● **WHAT TO WORK ON**: Print exactly the lines from the first one down to the line containing "ReactNode; className?: string", both ends included, with no pictures and nothing else.

● **GIVEN DATA**:
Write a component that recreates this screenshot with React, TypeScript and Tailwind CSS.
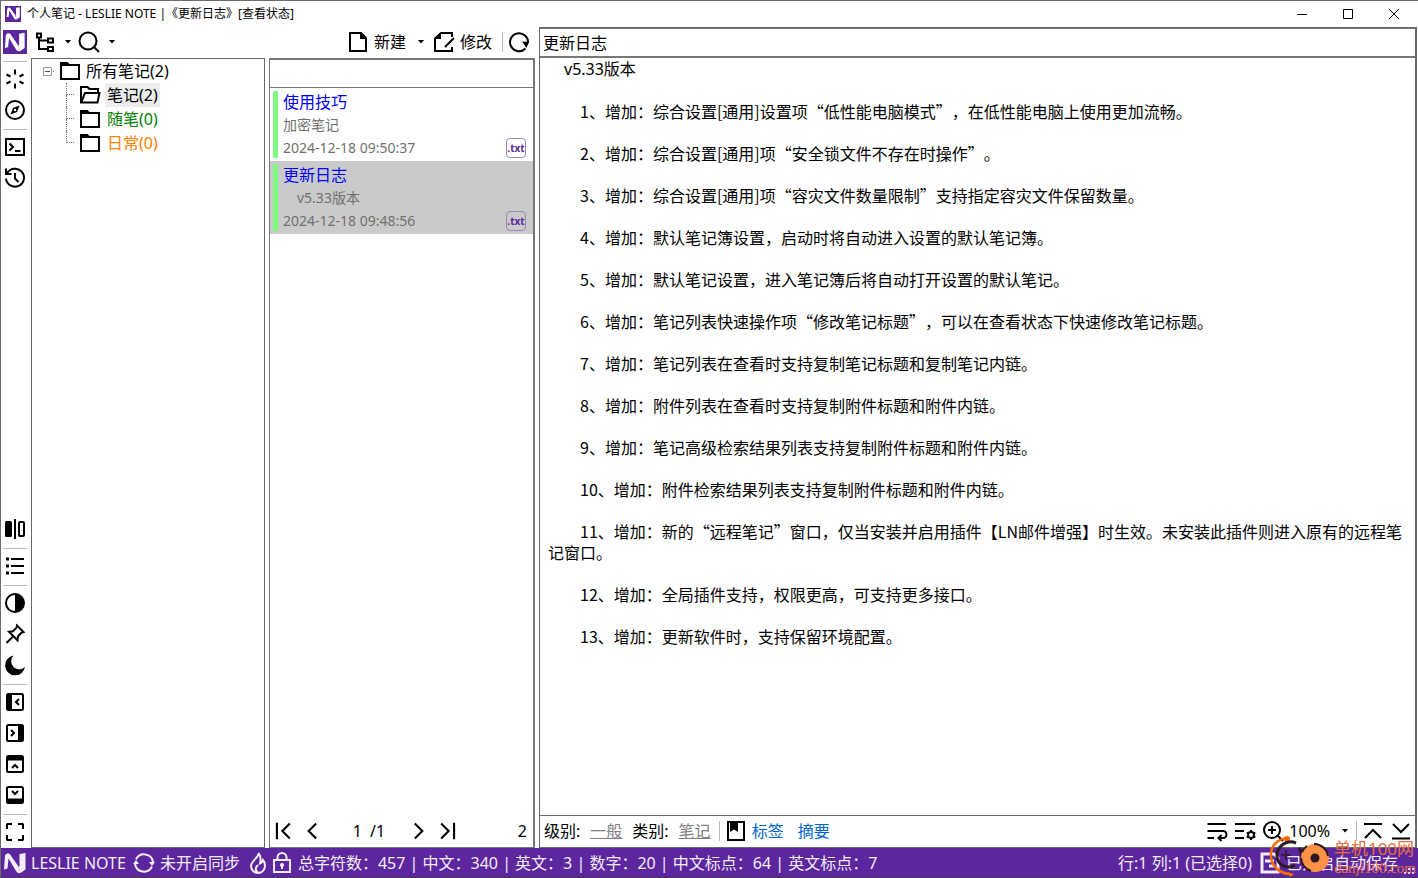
import { useState } from "react";
import type { ReactNode } from "react";

type IconProps = { children: ReactNode; className?: string };

const Icon = ({ children, className = "size-6" }: IconProps) => (
  <svg
    viewBox="0 0 24 24"
    className={`shrink-0 ${className}`}
    fill="none"
    stroke="currentColor"
    strokeWidth="2"
    aria-hidden="true"
  >
    {children}
  </svg>
);

const LogoShape = () => (
  <>
    <path
      d="M1 18.500L2 4.500C3.500 2 6 2 7.500 4L15.500 15.500 17.500 22C15.500 22.500 14 21.500 13 20L5.500 7.500 4.500 17.500z"
      fill="currentColor"
      stroke="none"
    />
    <path d="M16.500 3l6-1v16.500L17.500 22l-2-6.500h1z" fill="currentColor" stroke="none" />
  </>
);

const Logo = ({ className = "size-6" }: { className?: string }) => (
  <span className={`flex shrink-0 items-center justify-center bg-[#5c269e] text-white ${className}`}>
    <Icon className="size-11/12">
      <LogoShape />
    </Icon>
  </span>
);

const Caret = () => (
  <svg viewBox="0 0 6 4" className="h-1 w-1.5 shrink-0" aria-hidden="true">
    <path d="M0 0h6L3 3.500z" fill="currentColor" />
  </svg>
);

const Folder = () => (
  <Icon>
    <path d="M3 5V20H21V6H3z" />
    <path d="M2 3h7.500l2 2H22v2H2z" fill="currentColor" stroke="none" />
  </Icon>
);

const FolderOpen = () => (
  <Icon>
    <path d="M20 10V6h-8.500l-2-2H3v15.500h16.500l2-9.500H7L3.500 19" />
  </Icon>
);

const Refresh = () => (
  <Icon>
    <path d="M18.500 18.500A9 9 0 1 1 21 13" />
    <path d="M15 11.500l7 .5-2.500 6z" fill="currentColor" stroke="none" />
  </Icon>
);

const topTools = [
  {
    name: "快捷操作",
    icon: (
      <Icon>
        <path d="M12 2.500v5M12 16.500v5M3.500 7.500l4 2M16.500 14.500l4 2M3.500 16.500l4-2M16.500 9.500l4-2" />
      </Icon>
    ),
  },
  {
    name: "导航",
    icon: (
      <Icon>
        <circle cx="12" cy="12" r="9" />
        <path d="M16.500 7.500l-2.500 6.500-6.500 2.500 2.500-6.500z" fill="currentColor" stroke="none" />
        <circle cx="12" cy="12" r="1.200" fill="white" stroke="none" />
      </Icon>
    ),
  },
];

const consoleTools = [
  {
    name: "终端",
    icon: (
      <Icon>
        <path d="M3 4h18v16H3z" />
        <path d="M6.500 8.500L10 12l-3.500 3.500M12 16h5.500" />
      </Icon>
    ),
  },
  {
    name: "历史",
    icon: (
      <Icon>
        <path d="M4 7.500A9 9 0 1 1 3 12.500M3 2.500V8h5.500M12 7v5.500l3.500 3.500" />
      </Icon>
    ),
  },
];

const splitTool = {
  name: "分栏",
  icon: (
    <Icon>
      <rect x="2" y="4" width="7" height="16" rx="1.500" fill="currentColor" stroke="none" />
      <path d="M12 2v20" />
      <rect x="16" y="5" width="5" height="14" rx="1" />
    </Icon>
  ),
};

const outlineTool = {
  name: "大纲",
  icon: (
    <Icon>
      <path d="M8 5h13M8 12h13M8 19h13" />
      <path d="M4.500 3.500v3M4.500 10.500v3M4.500 17.500v3" strokeWidth="3" />
    </Icon>
  ),
};

const viewTools = [
  {
    name: "对比度",
    icon: (
      <Icon>
        <circle cx="12" cy="12" r="9" />
        <path d="M12 3a9 9 0 0 1 0 18z" fill="currentColor" stroke="none" />
      </Icon>
    ),
  },
  {
    name: "置顶",
    icon: (
      <Icon>
        <path d="M14 3.500l6.500 6.500-2 .7-3.500 3.600-.5 4L6 9.700l4-.5 3.500-3.600zM10 14.500L3.500 21" />
      </Icon>
    ),
  },
  {
    name: "夜间模式",
    icon: (
      <Icon>
        <path
          d="M10.500 2.500A8 8 0 0 0 22 14 10 10 0 1 1 10.500 2.500z"
          fill="currentColor"
          stroke="none"
        />
      </Icon>
    ),
  },
];

const panelTools = [
  {
    name: "左侧栏",
    icon: (
      <Icon>
        <rect x="4" y="4" width="16" height="16" rx="1.500" />
        <path d="M4 4h5v16H4z" fill="currentColor" stroke="none" />
        <path d="M16 9l-3 3 3 3" />
      </Icon>
    ),
  },
  {
    name: "右侧栏",
    icon: (
      <Icon>
        <rect x="4" y="4" width="16" height="16" rx="1.500" />
        <path d="M15 4h5v16h-5z" fill="currentColor" stroke="none" />
        <path d="M8 9l3 3-3 3" />
      </Icon>
    ),
  },
  {
    name: "顶栏",
    icon: (
      <Icon>
        <rect x="4" y="4" width="16" height="16" rx="1.500" />
        <path d="M4 4h16v4.500H4z" fill="currentColor" stroke="none" />
        <path d="M9 16l3-3 3 3" />
      </Icon>
    ),
  },
  {
    name: "底栏",
    icon: (
      <Icon>
        <rect x="4" y="4" width="16" height="16" rx="1.500" />
        <path d="M4 15.500h16V20H4z" fill="currentColor" stroke="none" />
        <path d="M9 8l3 3 3-3" />
      </Icon>
    ),
  },
];

const fullscreenTool = {
  name: "全屏",
  icon: (
    <Icon>
      <path d="M4 9V4.500L4.500 4H9M15 4h4.500l.5.500V9M20 15v4.500l-.5.500H15M9 20H4.500l-.5-.5V15" />
    </Icon>
  ),
};

type Tool = { name: string; icon: ReactNode };

const RailButton = ({ tool }: { tool: Tool }) => (
  <button type="button" aria-label={tool.name} className="flex h-[31px] w-full items-center justify-center pb-px">
    {tool.icon}
  </button>
);

const RailLine = () => (
  <div className="flex h-1.5 items-center px-0.5">
    <div className="h-px w-full bg-[#b8b8b8]" />
  </div>
);

const Rail = () => (
  <nav className="flex w-[30px] shrink-0 flex-col pr-0.5">
    <RailButton tool={{ name: "主菜单", icon: <Logo /> }} />
    <RailLine />
    {topTools.map((tool) => (
      <RailButton key={tool.name} tool={tool} />
    ))}
    <RailLine />
    {consoleTools.map((tool) => (
      <RailButton key={tool.name} tool={tool} />
    ))}
    <div className="flex-1" />
    <RailButton tool={splitTool} />
    <RailLine />
    <RailButton tool={outlineTool} />
    <RailLine />
    {viewTools.map((tool) => (
      <RailButton key={tool.name} tool={tool} />
    ))}
    <RailLine />
    {panelTools.map((tool) => (
      <RailButton key={tool.name} tool={tool} />
    ))}
    <RailLine />
    <RailButton tool={fullscreenTool} />
  </nav>
);

const TitleBar = () => (
  <header className="flex h-[26px] shrink-0 items-center pr-px pb-px pl-1 text-xs">
    <Logo className="size-4" />
    <h1 className="ml-1.5 flex-1 whitespace-nowrap">个人笔记 - LESLIE NOTE |《更新日志》[查看状态]</h1>
    <button type="button" aria-label="最小化" className="flex h-full w-[46px] items-center justify-center">
      <svg viewBox="0 0 10 10" className="size-2.5" stroke="currentColor">
        <path d="M0 5.500h10" />
      </svg>
    </button>
    <button type="button" aria-label="最大化" className="flex h-full w-[46px] items-center justify-center">
      <svg viewBox="0 0 10 10" className="size-2.5" stroke="currentColor" fill="none">
        <path d="M.5.500h9v9h-9z" />
      </svg>
    </button>
    <button type="button" aria-label="关闭" className="flex h-full w-[46px] items-center justify-center">
      <svg viewBox="0 0 10 10" className="size-2.5" stroke="currentColor">
        <path d="M0 0l10 10M10 0L0 10" />
      </svg>
    </button>
  </header>
);

const Toolbar = () => (
  <div className="flex h-[31px] shrink-0 items-center pb-px pl-0.5">
    <button type="button" aria-label="目录结构" className="flex items-center gap-2">
      <Icon>
        <path d="M4 3.500h4v4H4zM15 8.500h5v4h-5zM15 17h5v4h-5zM6 8v11h9M6 10.500h9" />
      </Icon>
      <Caret />
    </button>
    <button type="button" aria-label="搜索" className="ml-1.5 flex items-center gap-2">
      <Icon>
        <circle cx="11" cy="11" r="8.500" />
        <path d="M17 17l5 5" />
      </Icon>
      <Caret />
    </button>
    <div className="flex-1" />
    <button type="button" className="flex items-center gap-1">
      <Icon>
        <path d="M4 3h11l5 5v13H4z" />
        <path d="M14 3l6 6h-6z" fill="currentColor" stroke="none" />
      </Icon>
      新建
    </button>
    <button type="button" aria-label="更多新建" className="ml-3 flex items-center">
      <Caret />
    </button>
    <button type="button" className="ml-2 flex items-center gap-1">
      <Icon>
        <path d="M20 7V3H9L3 8.500V21h17v-4M13 17l9-9" />
        <path d="M9 3v6H3z" fill="currentColor" stroke="none" />
      </Icon>
      修改
    </button>
    <div className="mx-1 ml-2.5 h-5 w-px bg-[#b8b8b8]" />
    <button type="button" aria-label="刷新" className="mr-1">
      <Refresh />
    </button>
  </div>
);

const folders = [
  { name: "笔记(2)", color: "bg-[#eeeeee] text-black", open: true },
  { name: "随笔(0)", color: "text-[#008000]", open: false },
  { name: "日常(0)", color: "text-[#ff8000]", open: false },
];

const FolderTree = () => (
  <section className="w-[234px] shrink-0 border border-[#696969]">
    <div className="flex h-6 items-center pl-[11px]">
      <svg viewBox="0 0 11 9" className="h-[9px] w-[11px]" fill="none">
        <path d="M.5.500h8v8h-8z" stroke="#999" />
        <path d="M2 4.500h5" stroke="#34568b" />
        <path d="M10 4.500h1" stroke="#777" />
      </svg>
      <span className="ml-1">
        <Folder />
      </span>
      <span className="ml-1 leading-6">所有笔记(2)</span>
    </div>
    <ul className="ml-[34px]">
      {folders.map((folder, index) => (
        <li key={folder.name} className="flex h-6 items-center">
          <span className="flex h-full w-2 shrink-0 flex-col">
            <span className="h-3 border-b border-l border-dotted border-[#777]" />
            {index < folders.length - 1 && <span className="h-3 border-l border-dotted border-[#777]" />}
          </span>
          <span className="ml-1">{folder.open ? <FolderOpen /> : <Folder />}</span>
          <span className={`ml-[3px] px-0.5 leading-6 ${folder.color}`}>{folder.name}</span>
        </li>
      ))}
    </ul>
  </section>
);

const notes = [
  { title: "使用技巧", summary: "加密笔记", time: "2024-12-18 09:50:37", indent: false, active: false },
  { title: "更新日志", summary: "v5.33版本", time: "2024-12-18 09:48:56", indent: true, active: true },
];

const NoteList = () => {
  const [keyword, setKeyword] = useState("");
  const [page, setPage] = useState("1");

  return (
    <section className="flex w-[266px] shrink-0 flex-col border border-r-2 border-[#777]">
      <input
        type="text"
        aria-label="搜索笔记"
        value={keyword}
        onChange={(e) => setKeyword(e.target.value)}
        className="h-[29px] w-full border-t border-b border-[#777] px-1 outline-none"
      />
      <ul className="flex-1">
        {notes.map((note) => (
          <li
            key={note.title}
            className={`flex h-[73px] py-[3px] pl-[3px] pr-[7px] ${note.active ? "bg-[#cacaca]" : "bg-white"}`}
          >
            <span className="w-[5px] shrink-0 bg-[#80ff80]" />
            <div className="flex flex-1 flex-col pl-[5px] text-sm text-[#707070]">
              <span className="text-base leading-[22px] text-[#0000ff]">{note.title}</span>
              <span className={`leading-6 ${note.indent ? "pl-3.5" : ""}`}>{note.summary}</span>
              <span className="leading-[22px]">{note.time}</span>
            </div>
            <span className="flex size-5 items-center justify-center self-end rounded-sm border border-[#9b85bd] text-[10px] font-bold text-[#5c269e]">
              .txt
            </span>
          </li>
        ))}
      </ul>
      <div className="flex h-8 shrink-0 items-center px-1 pr-1.5">
        <button type="button" aria-label="首页">
          <Icon className="size-5">
            <path d="M3.500 2v20M19 3l-9 9 9 9" strokeWidth="2.500" />
          </Icon>
        </button>
        <button type="button" aria-label="上一页" className="ml-2">
          <Icon className="size-5">
            <path d="M17 3l-9 9 9 9" strokeWidth="2.500" />
          </Icon>
        </button>
        <input
          type="text"
          aria-label="页码"
          value={page}
          onChange={(e) => setPage(e.target.value)}
          className="ml-4 w-6 text-right outline-none"
        />
        <span className="ml-2">/1</span>
        <button type="button" aria-label="下一页" className="ml-6">
          <Icon className="size-5">
            <path d="M7 3l9 9-9 9" strokeWidth="2.500" />
          </Icon>
        </button>
        <button type="button" aria-label="末页" className="ml-2">
          <Icon className="size-5">
            <path d="M5 3l9 9-9 9M20.500 2v20" strokeWidth="2.500" />
          </Icon>
        </button>
        <span className="ml-auto">2</span>
      </div>
    </section>
  );
};

const changes = [
  "1、增加：综合设置[通用]设置项“低性能电脑模式”，在低性能电脑上使用更加流畅。",
  "2、增加：综合设置[通用]项“安全锁文件不存在时操作”。",
  "3、增加：综合设置[通用]项“容灾文件数量限制”支持指定容灾文件保留数量。",
  "4、增加：默认笔记簿设置，启动时将自动进入设置的默认笔记簿。",
  "5、增加：默认笔记设置，进入笔记簿后将自动打开设置的默认笔记。",
  "6、增加：笔记列表快速操作项“修改笔记标题”，可以在查看状态下快速修改笔记标题。",
  "7、增加：笔记列表在查看时支持复制笔记标题和复制笔记内链。",
  "8、增加：附件列表在查看时支持复制附件标题和附件内链。",
  "9、增加：笔记高级检索结果列表支持复制附件标题和附件内链。",
  "10、增加：附件检索结果列表支持复制附件标题和附件内链。",
  "11、增加：新的“远程笔记”窗口，仅当安装并启用插件【LN邮件增强】时生效。未安装此插件则进入原有的远程笔记窗口。",
  "12、增加：全局插件支持，权限更高，可支持更多接口。",
  "13、增加：更新软件时，支持保留环境配置。",
];

const Editor = () => {
  const [title, setTitle] = useState("更新日志");

  return (
    <main className="mr-px flex min-w-0 flex-1 flex-col border border-r-2 border-[#696969]">
      <input
        type="text"
        aria-label="笔记标题"
        value={title}
        onChange={(e) => setTitle(e.target.value)}
        className="h-[30px] w-full shrink-0 border-t border-b-2 border-[#777] px-[3px] pb-0.5 outline-none"
      />
      <article className="flex flex-1 flex-col gap-[21px] pt-px pr-2 pl-2 leading-[21px]">
        <p className="indent-4">v5.33版本</p>
        {/* The CJK font comes first here so that the curly quotes are full width */}
        {changes.map((change) => (
          <p
            key={change}
            className="indent-8 font-['Noto_Sans_CJK_SC','Noto_Sans',sans-serif] [text-spacing-trim:space-all]"
          >
            {change}
          </p>
        ))}
      </article>
      <footer className="flex h-8 shrink-0 items-center border-t border-[#696969] pr-0.5 pb-px pl-1">
        <span>级别:</span>
        <a href="#level" className="ml-2.5 text-[#808080] underline">
          一般
        </a>
        <span className="ml-2.5">类别:</span>
        <a href="#category" className="ml-2.5 text-[#808080] underline">
          笔记
        </a>
        <div className="mx-1 ml-2 h-5 w-px bg-[#b8b8b8]" />
        <Icon>
          <path d="M4 3h16v18H4z" />
          <path d="M6 4h8v9l-4-2.500L6 13z" fill="currentColor" stroke="none" />
        </Icon>
        <a href="#tags" className="ml-1 text-[#0066cc]">
          标签
        </a>
        <a href="#summary" className="ml-3.5 text-[#0066cc]">
          摘要
        </a>
        <div className="flex-1" />
        <button type="button" aria-label="自动换行">
          <Icon>
            <path d="M2.500 5H21M2.500 12H18a3.500 3.500 0 0 1 0 7h-4M2.500 19H9M16.500 16l-3 3 3 3" />
          </Icon>
        </button>
        <button type="button" aria-label="排版设置" className="ml-1">
          <Icon>
            <path d="M2 5h20M2 12h9M2 19h9" />
            <circle cx="18" cy="16" r="3" />
            <path d="M18 11v2M18 19v2M13.700 13.500l1.700 1M20.600 17.500l1.700 1M13.700 18.500l1.700-1M20.600 14.500l1.700-1" />
          </Icon>
        </button>
        <button type="button" aria-label="缩放" className="ml-1 flex items-center">
          <Icon>
            <circle cx="11" cy="11" r="8" />
            <path d="M17 17l5 5M7 11h8M11 7v8" />
          </Icon>
          <span className="ml-1">100%</span>
          <span className="ml-3">
            <Caret />
          </span>
        </button>
        <div className="mx-1 ml-2 h-5 w-px bg-[#b8b8b8]" />
        <button type="button" aria-label="回到顶部">
          <Icon>
            <path d="M3 5h18M4 19l8-8 8 8" />
          </Icon>
        </button>
        <button type="button" aria-label="跳到底部" className="ml-1">
          <Icon>
            <path d="M4 5l8 8 8-8M3 19.500h18" />
          </Icon>
        </button>
      </footer>
    </main>
  );
};

const Watermark = () => (
  <div className="pointer-events-none absolute right-0 bottom-0 flex items-end text-[#e8703f]">
    <svg viewBox="0 0 66 44" className="h-11 w-[66px]" fill="none" aria-hidden="true">
      <path d="M20 5C8 6 2 14 3 24c1 9 8 16 18 17" stroke="#ff6a00" strokeWidth="2.500" />
      <circle cx="19" cy="6" r="3" fill="#ff6a00" />
      <path d="M19 39l7 2-4 3z" fill="#ff6a00" />
      <path d="M28 10C18 6 8 14 9 24c1 8 10 13 18 8" stroke="#2b1a24" strokeWidth="3" />
      <path d="M18 17v10M13 22h10" stroke="#2b1a24" strokeWidth="1.500" />
      <path d="M31 15c3 3 2 8 4 13" stroke="#2b1a24" strokeWidth="3" />
      <circle cx="47" cy="25" r="14" fill="#ff9147" />
      <path d="M46 11a14 14 0 0 1 14 12M33 25a14 14 0 0 0 10 13M34 19a14 14 0 0 1 5-6" stroke="#2b1a24" strokeWidth="2" />
      <circle cx="47" cy="25" r="4.500" fill="#2b1a24" />
    </svg>
    <div className="flex flex-col pr-0.5">
      <span className="text-[17px] leading-5">单机100网</span>
      <span className="font-['Liberation_Serif',serif] text-[15px] leading-[18px]">danji100.com</span>
    </div>
    <svg viewBox="0 0 10 8" className="absolute right-1 bottom-0.5 h-2 w-2.5" fill="#d9cde8" aria-hidden="true">
      <path d="M0 5h2v2H0zM4 5h2v2H4zM8 5h2v2H8zM8 1h2v2H8zM4 1h2v2H4z" />
    </svg>
  </div>
);

const StatusBar = () => (
  <footer className="relative flex h-[29px] shrink-0 items-center bg-[#5c269e] pl-0.5 whitespace-nowrap text-[#f3edf9]">
    <Icon>
      <LogoShape />
    </Icon>
    <span className="ml-1">LESLIE NOTE</span>
    <span className="ml-1.5">
      <Icon>
        <path d="M4 8.500A9 9 0 0 1 21 11M20 15.500A9 9 0 0 1 3 13" />
        <path d="M17 11h6l-3 4zM7 13H1l3-4z" fill="currentColor" stroke="none" />
      </Icon>
    </span>
    <span className="ml-1">未开启同步</span>
    <span className="ml-1.5">
      <Icon>
        <path d="M12.500 2c1 4-7.500 8-7.500 13a7 7 0 0 0 14 0c0-3-1-5-2-6-.5 2-1.500 3-3 3.500 1-4 .5-8-1.500-10.500zM12 21c-3-1-3-4 0-7" />
      </Icon>
    </span>
    <Icon>
      <path d="M4 9h16v12H4zM7.500 9V6.500a4.500 4.500 0 0 1 9 0V9M12 14v4" />
      <circle cx="12" cy="14" r="2" fill="currentColor" stroke="none" />
    </Icon>
    <span className="ml-1">
      总字符数：457 | 中文：340 | 英文：3 | 数字：20 | 中文标点：64 | 英文标点：7
    </span>
    <span className="ml-auto">行:1 列:1 (已选择0)</span>
    <span className="ml-1.5">
      <Icon>
        <path d="M4 3h12l4 4v14H4z" strokeWidth="3" />
        <path d="M7 10h9M11 15h6" strokeWidth="3" />
      </Icon>
    </span>
    <span className="mr-5 ml-1">已开启自动保存</span>
    <Watermark />
  </footer>
);

const App = () => (
  <div className="flex h-screen flex-col overflow-hidden border-t border-l border-[#6d6d6d] border-b border-b-[#4a3a55] bg-white font-['Noto_Sans','Noto_Sans_CJK_SC',sans-serif] text-base text-black">
    <TitleBar />
    <div className="flex min-h-0 flex-1">
      <Rail />
      <div className="mr-1 flex flex-col">
        <Toolbar />
        <div className="flex flex-1 gap-1">
          <FolderTree />
          <NoteList />
        </div>
      </div>
      <Editor />
    </div>
    <StatusBar />
  </div>
);

export default App;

● **ANSWER TO THE EXERCISE**:
Write a component that recreates this screenshot with React, TypeScript and Tailwind CSS.
import { useState } from "react";
import type { ReactNode } from "react";

type IconProps = { children: ReactNode; className?: string };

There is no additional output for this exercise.